Nordhaus writes, “Across the country, foundational laws established in the 1960s and 70s to protect the environment are today a major obstacle to efforts to build the infrastructure and energy systems that we need to safeguard public health and save the climate. Though the Biden administration and Democrats currently propose to spend close to a trillion dollars on low-carbon infrastructure and technology, there is little reason to believe the U.S. is capable of building any of it in a timely or cost-effective way.”
He continues, “The implications are daunting for efforts to make progress against climate change. To reach “net-zero” greenhouse gas emissions over the next several decades, the best current modeling suggests that the U.S. will need to triple its existing transmission infrastructure for electricity in order to carry power from wind and solar farms and other renewable sources. Yet, over the last decade, the U.S. hasn’t constructed a single major new transmission line.”

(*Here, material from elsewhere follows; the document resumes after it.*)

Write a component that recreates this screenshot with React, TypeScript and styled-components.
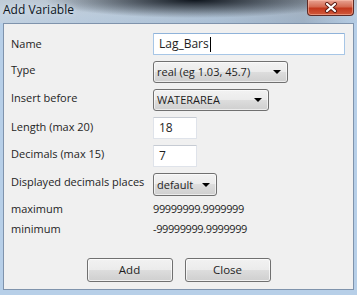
import styled, { createGlobalStyle } from "styled-components";

const GlobalStyle = createGlobalStyle`
  html, body {
    margin: 0;
    padding: 0;
    background: #ffffff;
  }
  * {
    box-sizing: border-box;
  }
`;

const font = `"Open Sans", "Noto Sans", sans-serif`;

const CloseIcon = () => (
  <svg width="14" height="11" viewBox="0 0 14 11">
    <path d="M3 2 L11 9 M11 2 L3 9" stroke="#5a1a12" strokeWidth="4" strokeLinecap="round" />
    <path d="M3 2 L11 9 M11 2 L3 9" stroke="#ffffff" strokeWidth="2.2" strokeLinecap="round" />
  </svg>
);

const Arrow = () => (
  <svg width="8" height="4" viewBox="0 0 8 4">
    <path d="M0 0 L8 0 L4 4 Z" fill="#000000" />
  </svg>
);

const Window = styled.div`
  width: 357px;
  height: 295px;
  display: flex;
  flex-direction: column;
  background: #b7cfe8;
  font-family: ${font};
  font-size: 11px;
  color: #1e1e1e;
`;

const TitleBar = styled.div`
  height: 23px;
  flex: none;
  display: flex;
  align-items: flex-start;
  justify-content: space-between;
  padding: 2px 3px 0 3px;
  background:
    radial-gradient(ellipse 150px 18px at 195px 0px, rgba(12, 18, 26, 0.98), rgba(12, 18, 26, 0) 100%),
    linear-gradient(to right, rgba(200, 210, 220, 0.6) 0%, rgba(120, 130, 140, 0.2) 60%, rgba(110, 118, 128, 0.35) 85%, rgba(170, 190, 210, 0.2) 100%),
    linear-gradient(to bottom, #b4c2d0 0%, #bed2e6 60%, #b7cfe8 100%);
`;

const Title = styled.span`
  font-size: 12px;
  color: #0c141c;
  text-shadow: 0 0 6px rgba(230, 240, 250, 0.9);
  line-height: 16px;
`;

const CloseButton = styled.div`
  width: 47px;
  height: 16px;
  margin-top: -2px;
  display: flex;
  align-items: center;
  justify-content: center;
  border: 1px solid #5e2a25;
  border-top: none;
  border-radius: 0 0 4px 4px;
  background: linear-gradient(to bottom, #e8a393 0%, #d46a52 45%, #c3381d 55%, #d05a3c 100%);
  box-shadow: inset 0 0 0 1px rgba(255, 200, 180, 0.5);
`;

const Client = styled.div`
  flex: 1;
  margin: 0 3px 5px 3px;
  border: 1px solid #7f93ac;
  background: #f0f0f0;
  display: flex;
  flex-direction: column;
  padding: 9px 7px 7px 7px;
`;

const Form = styled.div`
  display: grid;
  grid-template-columns: 142px 1fr;
  row-gap: 6px;
  align-items: center;
`;

const Label = styled.div<{ $lift?: number }>`
  line-height: 16px;
  white-space: nowrap;
  padding-bottom: ${(p) => p.$lift ?? 0}px;
`;

const Plain = styled.div`
  line-height: 14px;
  height: 14px;
  white-space: nowrap;
`;

const Value = styled(Plain)`
  letter-spacing: -0.4px;
`;

const Input = styled.div<{ $width: number; $focus?: boolean }>`
  width: ${(p) => p.$width}px;
  height: 22px;
  background: #ffffff;
  border: 1px solid ${(p) => (p.$focus ? "#a7c6e6" : "#dfe3ea")};
  border-top-color: ${(p) => (p.$focus ? "#8fb3da" : "#c6cbd3")};
  border-radius: 1px;
  padding: 0 5px;
  display: flex;
  align-items: center;
  line-height: 16px;
  font-size: 12px;
`;

const Caret = styled.span`
  display: inline-block;
  width: 1px;
  height: 15px;
  background: #000000;
  margin-left: 1px;
`;

const Select = styled.div<{ $width: number; $height?: number }>`
  width: ${(p) => p.$width}px;
  height: ${(p) => p.$height ?? 22}px;
  border: 1px solid #707070;
  border-radius: 3px;
  background: linear-gradient(to bottom, #f2f2f2 0%, #ebebeb 50%, #dddddd 50%, #cfcfcf 100%);
  box-shadow: inset 0 0 0 1px rgba(255, 255, 255, 0.6);
  display: flex;
  align-items: center;
  justify-content: space-between;
  padding: 0 6px 0 3px;
  line-height: 16px;
  white-space: nowrap;
  font-size: 11px;
`;

const Footer = styled.div`
  margin-top: auto;
  display: flex;
  justify-content: center;
  gap: 12px;
`;

const Button = styled.div`
  width: 86px;
  height: 24px;
  border: 1px solid #707070;
  border-radius: 3px;
  background: linear-gradient(to bottom, #f2f2f2 0%, #ebebeb 50%, #dddddd 50%, #cfcfcf 100%);
  box-shadow: inset 0 0 0 1px rgba(255, 255, 255, 0.7);
  display: flex;
  align-items: center;
  justify-content: center;
  line-height: 16px;
  font-size: 11.5px;
`;

export default function App() {
  return (
    <>
      <GlobalStyle />
      <Window>
        <TitleBar>
          <Title>Add Variable</Title>
          <CloseButton>
            <CloseIcon />
          </CloseButton>
        </TitleBar>
        <Client>
          <Form>
            <Label>Name</Label>
            <Input $width={192} $focus>
              Lag_Bars
              <Caret />
            </Input>
            <Label $lift={5}>Type</Label>
            <Select $width={135}>
              real (eg 1.03, 45.7)
              <Arrow />
            </Select>
            <Label $lift={5}>Insert before</Label>
            <Select $width={116}>
              WATERAREA
              <Arrow />
            </Select>
            <Label $lift={3}>Length (max 20)</Label>
            <Input $width={44}>18</Input>
            <Label $lift={5}>Decimals (max 15)</Label>
            <Input $width={44}>7</Input>
            <Label $lift={5}>Displayed decimals places</Label>
            <Select $width={64} $height={23}>
              default
              <Arrow />
            </Select>
            <Plain>maximum</Plain>
            <Value>99999999.9999999</Value>
            <Plain>minimum</Plain>
            <Value>-99999999.9999999</Value>
          </Form>
          <Footer>
            <Button>Add</Button>
            <Button>Close</Button>
          </Footer>
        </Client>
      </Window>
    </>
  );
}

With Republicans in a good position to take over one or both houses of Congress, they have a clear opportunity to tackle these challenges and reform the nation’s broken approach to building critical infrastructure. He writes, “They should start with an overhaul of the NEPA, the ESA, the Jones Act and a range of other regulations in order to make them more compatible with the need to dramatically cut emissions. Another priority should be to change the NRC’s mandate so that it balances public safety with the public’s interest in building nuclear power plants to produce clean and affordable energy.”
Nordhaus acknowledges there may be environmental costs to all this infrastructure, “Some ill-conceived projects will get the green light, and those projects may have a negative impact on local environments. But we have a range of other legal tools to protect our most valuable environmental resources, from federal authority to protect public lands to the Clean Water Act and the Clean Air Act.”
The challenge is enormous, but the United States can't just ignore it, hoping it will go away. He concludes, “The U.S. can no longer continue to neglect its compounding infrastructure and clean-energy needs. We aren’t going to regulate our way to a thriving low-carbon economy and a more stable climate. America needs to get back to building again.”